A sa suite, et sur le même thème, Jean-Michel Rouzaud, président de l'Ecole nationale de procédure de Paris (ENP), a insisté dans un premier temps sur le statut de l'huissier de justice au service de la sécurité juridique du justiciable. L'huissier de justice est, dans de nombreux Etats, certes libéral mais aussi officier public et ministériel avec une délégation de puissance publique et une mission de service public. Il détient une parcelle de la puissance publique au bénéfice de l'intérêt général, ce qui fait de lui un professionnel libéral garant de la sécurité juridique. Naturellement, il est contraint à certaines obligations et est ainsi astreint à un ministère forcé. « Monopole et ministère forcé sont consubstantiels et l'un ne se justifie que par l'existence de l'autre » a fait remarquer Jean-Michel Rouzaud. Un autre aspect fondamental est l'indépendance de l'huissier de justice. « Comment pourrait-il à son niveau participer à la sécurité juridique s'il n'était pas indépendant ? » se demanda-t-il. Il doit donc être imperméable aux éventuelles pressions, qu'elles émanent du débiteur ou du créancier. L'indépendance doit également exister à l'égard des pouvoirs publics. L'huissier de justice se caractérise en outre par son impartialité, comme l'ont indiqué les précédents orateurs, mais aussi par leur responsabilité qui est garantie « de manière illimitée au profit des justiciables ». Dans un second temps, le président de l'ENP de Paris s'est attaché à démontrer comment une formation de qualité permet d'assurer un plus grand respect des droits des justiciables. « Seule une formation initiale rigoureuse et complète et ensuite une formation continue performante et accessible permettront à l'huissier de justice d'être un acteur juridique et judiciaire garant de la sécurité juridique, en charge de procédures loyales et équitables ». Au final, a conclu l'orateur, c'est la conjugaison de ce statut et de cette formation qui confèrera à l'huissier de justice cette confiance légitime qui fera de lui un acteur essentiel dans l'Etat de Droit et un garant incontournable de la sécurité juridique.
La troisième partie du 3e atelier concernait le thème de l'huissier de justice au cœur de l'activité économique.

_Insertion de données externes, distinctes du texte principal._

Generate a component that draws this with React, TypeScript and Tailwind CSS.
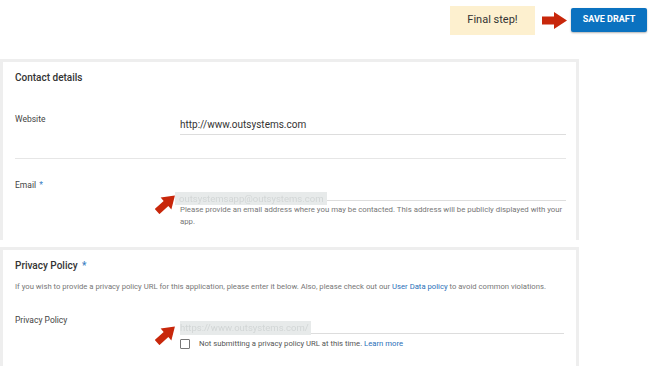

Paula Meira Lourenço (Portugal), présidente du Comité pour l'efficacité de la justice au ministère de la justice du Portugal, membre du Conseil scientifique de l'UIHJ, a ouvert le bal en présentant les avancées dans son pays. Elle a informé les congressistes de la réforme sur les voies d'exécution qui ont été conduites au Portugal entre 2000 et 2008. Depuis 2008, l'accent a été mis sur e-Justice et sur le « e-agent d'exécution ». Le Portugal apparaît comme l'un des pays européens les plus avancés dans ce domaine comme la démontré l'oratrice au travers des thèmes suivants:
- Plate-forme informatique de travail de l'huissier de justice ;
- Procédures électroniques d'exécution ;
- Notifications électroniques entre les acteurs judiciaires et signification électronique des services financiers et de la Sécurité sociale ;
- Accès direct et électronique de l'huissier de justice à l'information relative à l'identification et au patrimoine du défendeur ;
- Saisie et publications électroniques ;
- Simplification de l'accès au Fichier informatique des exécutions ;
- Création de la liste publique d'exécutions.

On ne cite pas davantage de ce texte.